Wireshark-dev: Re: [Wireshark-dev] multiple parsing of the same packets

From: Matthieu Patou <mat@xxxxxxxxx>
Date: Thu, 31 Oct 2013 14:56:44 -0700
On 10/30/2013 12:07 PM, Evan Huus wrote:
On Wed, Oct 30, 2013 at 2:20 PM, Matthieu Patou <mat@xxxxxxxxx> wrote:
On 10/30/2013 07:31 AM, Evan Huus wrote:
On Wed, Oct 30, 2013 at 4:14 AM, Matthieu Patou <mat@xxxxxxxxx> wrote:
Hello,

I noticed long time ago that wireshark is parsing the same packet at
least 3
tree times.

To make it worse if I go back and forth to the same packet it will be
dissected one more time.
With complex protocols like DRS (directory replication for Active
directory)
it's really a problem as the UI freeze for a while.
Is the protocol really so complex that dissecting a single packet of
it takes a user-visible amount of time? That seems suspect to me.
So what I did is that I'm dissecting the deferred RPC pointers only if tree
!= NULL the dissection of pointers takes a while because there is ~ 1700 top
level pointers and each of them have a lot inner pointers, DRS is a very
complicated protocol.
Fair enough, that's quite a bit of data to process. The packets must
be enormous.
The reassembled packet payload is 300K but it's compressed, after decompression it's 2MB of data.
Putting null-tree checks in can lead to huge improvements. Just be
careful that things like column data and expert info are added even if
tree==NULL.
I already added the tree==NULL checks so that instead of doing the dissection of deferred pointers 3 time we only do it 2 times.

First thing, why 3 dissections initially, is there a way to reduce this
to
2, I more or less understand why 2 pass are needed but 3 ...
It is in theory possible, the third pass is usually either to fill in
the column or tree information. We could in theory pull that straight
from the second pass, but we would have to calculate in advance which
packets are visible, which may or may not be easy.
Pardon my wireshark ignorance but it really look like the 2nd and the 3rd
pass are recreating the thing from scratch.
Every time we do a dissection it is more-or-less "from scratch". The
only data that reliably persists is minimal metadata about
conversations, request/response matching and that sort of thing.
Again, this was a decision made to trade off time for memory.

When loading a file, each packet is dissected once in order to set up
this metadata. Then any packet that is visible in the summary pane is
dissected again in order to calculate the column text to display. Then
the selected packet is dissected again to calculate the details tree
to show.
So if I get it right the second pass is to display the packet in the list and the third one to actually construct the tree.
Is there a way to understand that we are just interested for the columns ?
Because at the level were the dissection where we are there is no point adding info to the columns.

Usually the number of packets visible and/or selected is small (well
under 50) and so this extra dissection takes virtually no time at all.

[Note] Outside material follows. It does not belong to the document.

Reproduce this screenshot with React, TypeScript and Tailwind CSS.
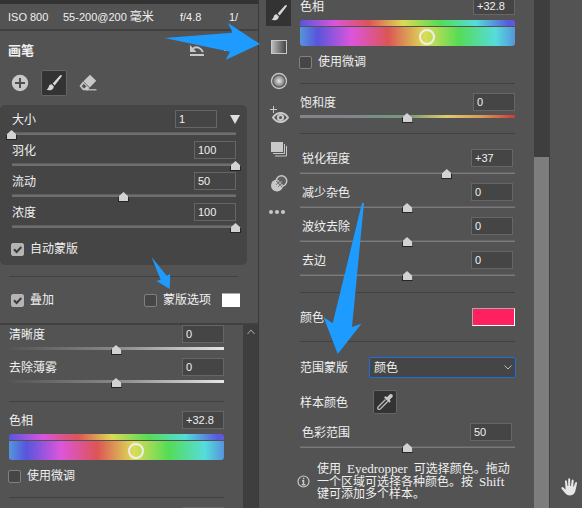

Also is it possible to remember the dissection of packet so that we don't
do
it again and again ?
It is quite possible, it just takes an enormous amount of memory. I
actually hacked together a patch for this a few weeks ago while doing
some performance tests [1].

[1] http://www.mail-archive.com/wireshark-dev@xxxxxxxxxxxxx/msg29107.html

Well memory is not limitless neither ...
In the vast majority of cases dissecting a single packet (of any
protocol) is effectively instantaneous, so Wireshark saves as little
state as it possibly can. It has to redissect individual packets a lot
(pretty much any GUI action leads to at least one packet being
redissected) but this permits us to open substantially larger captures
(tens of thousands of packets) than we would be able to open
otherwise.

Given the number of tree items a DRS packet apparently produces,
storing the dissection data for every packet would require megabytes
of data per packet.
The thing is that you don't have those massive DRS packets very often, most of the time it's small but if you are doing the initial replication then it's huge. In real life you won't look too much at the initial replication (I'm looking at it because I'm tunning the dissector) but having to redissect everytime (for the columns) the big sync when you might only be interested with the successive ones is quite annoying.
  On a machine with 4GB of ram you probably wouldn't
be able to load more than a few thousand packets without forcing out
into swap. A saturated network can produce that many packets in
seconds (though maybe not that many DRS packets?), so Wireshark would
be pretty useless in that case.

This kind of massive DRS is spread on ~300 1500 bytes TCP packets.

Matthieu.

--
Matthieu Patou
Samba Team
http://samba.org